1. The Agreement shall run from the date of commencement for the Agreement period. At the end of the Agreement period where the Agreement is for the provision of a recurring Service(s), the Agreement shall become an agreement for a period of one year which shall continue from year to year unless the Buyer gives the Company a minimum of six months’ notice in writing that the Buyer wishes to end the Agreement.

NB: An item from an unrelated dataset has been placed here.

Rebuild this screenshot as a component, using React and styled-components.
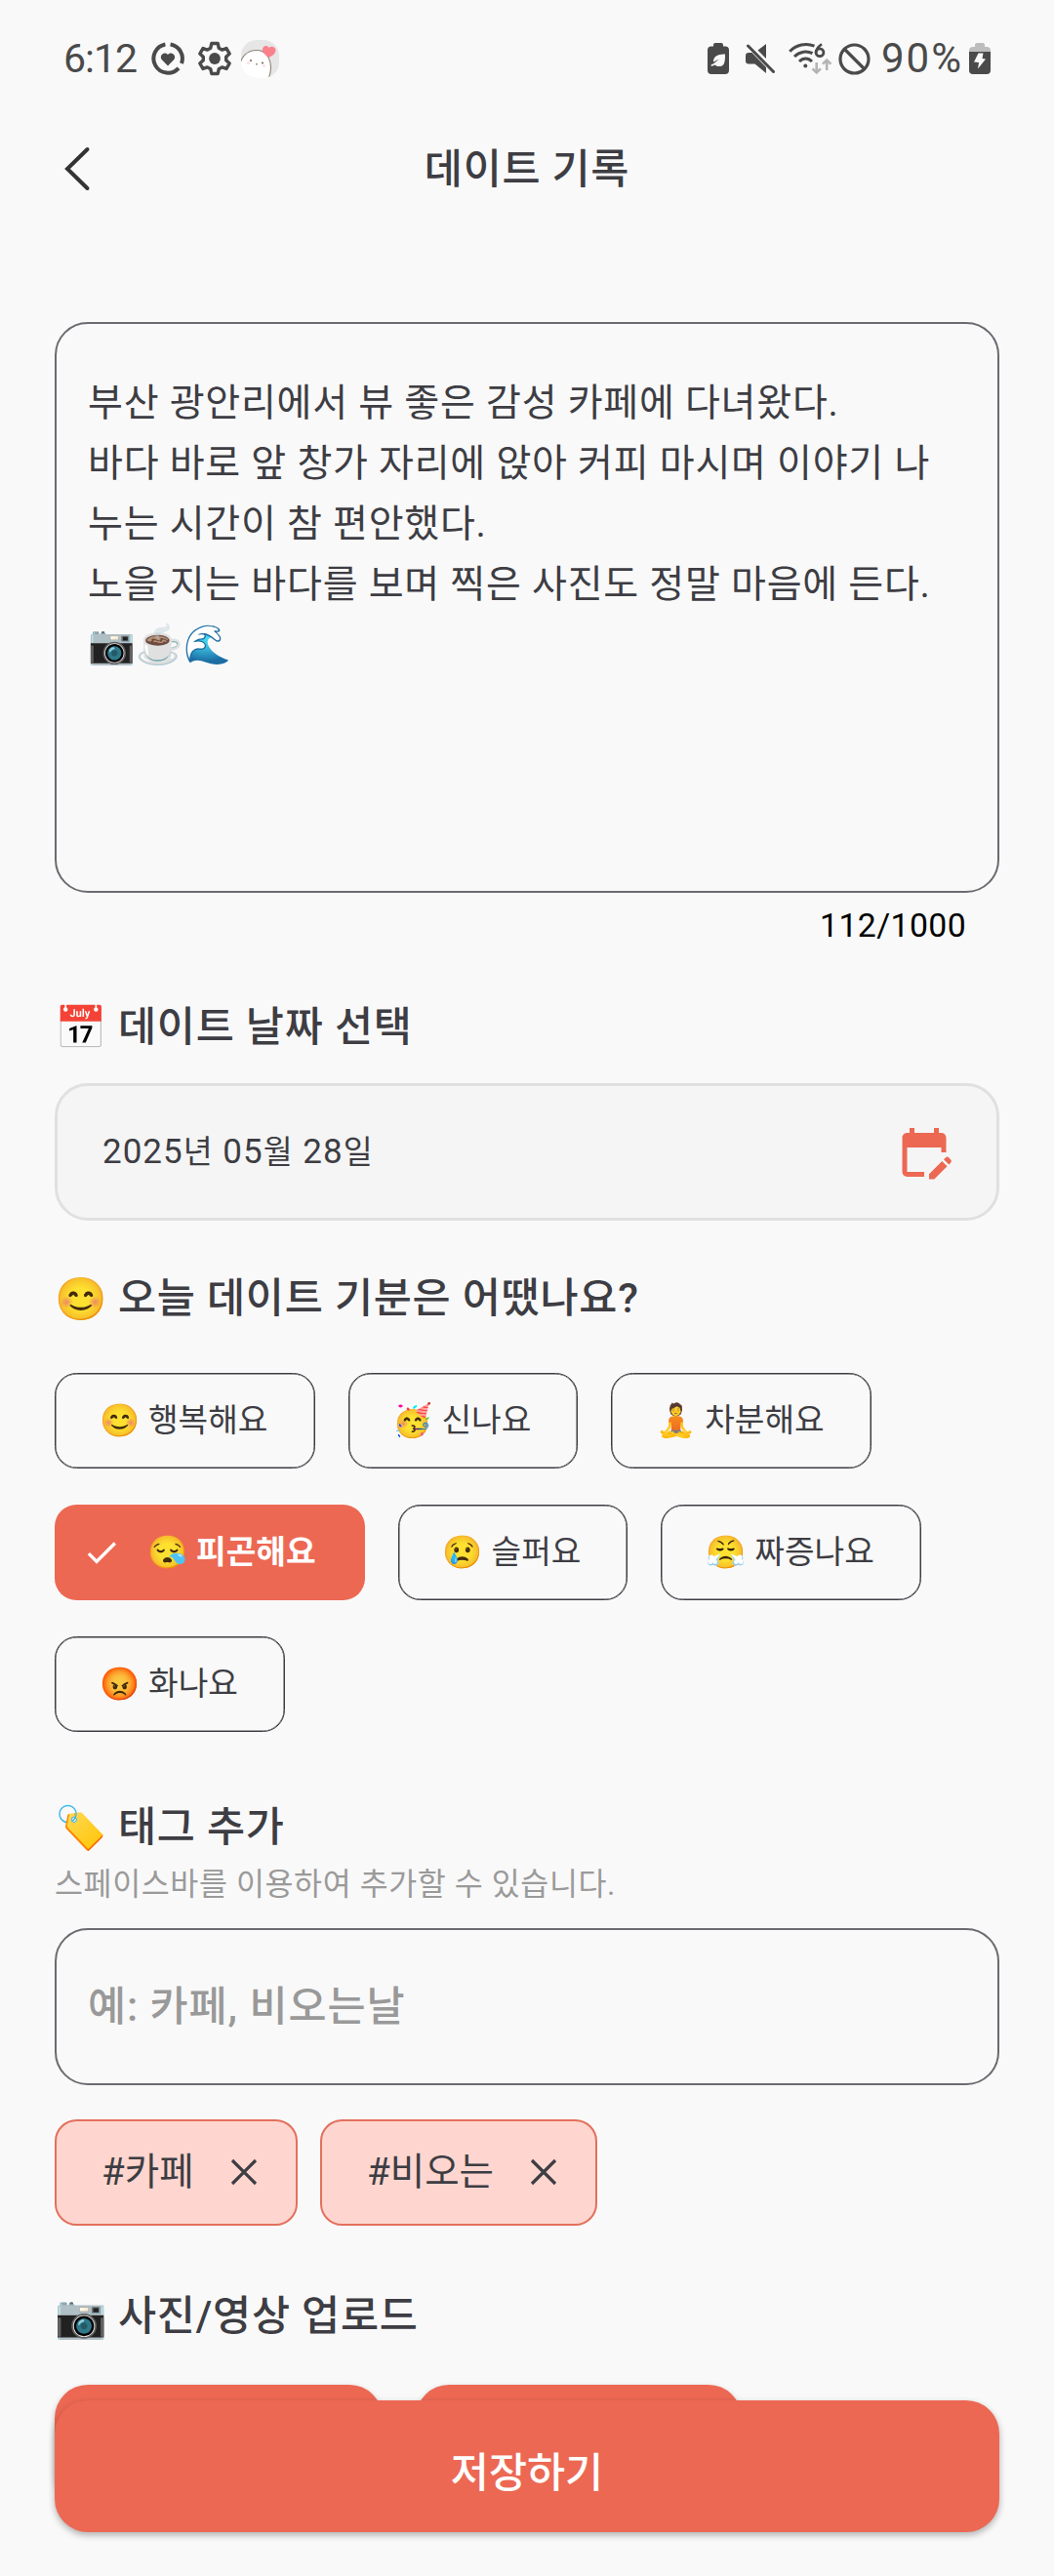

2. The Company may end the Agreement by giving to the Buyer a minimum of six months notice in writing, such notice to expire at the end of the Agreement Period or any subsequent anniversary thereof. The Company may end the Agreement immediately at any time if:
2.1. The Buyer is in breach of the Agreement
2.2. The Buyer does not make any payment due to the Company on time
2.3. The Buyer receives an order against him to wind up his business
2.4. The Buyer has an administrator, administrative receiver or liquidator appointed in respect of some or all of its business or assets
2.5. The Buyer is unable to pay his debts as they fall due or is made bankrupt
2.6. The Buyer compounds or makes an arrangement with his creditors or has distress levied against any of his goods or assets
3. If the Buyer terminates the Agreement pursuant to clause 14.1 above, the Buyer must pay to the Company an amount equal to sixty-seven per cent of the standard charge for whatever amount of /the Agreement Period remains unexpired. The Buyer must also pay to the Company any overdue payments and interest that the Buyer owes to the Company under the Agreement and any costs incurred by the Company in collecting from the Buyer any payments still owed to the Company.
Any notice required or permitted to be given by either party to the other under these Conditions shall be in writing addressed to that other party at its registered office or principal place of business or such other address as may at the relevant time have been notified pursuant to this provision to the party giving the notice.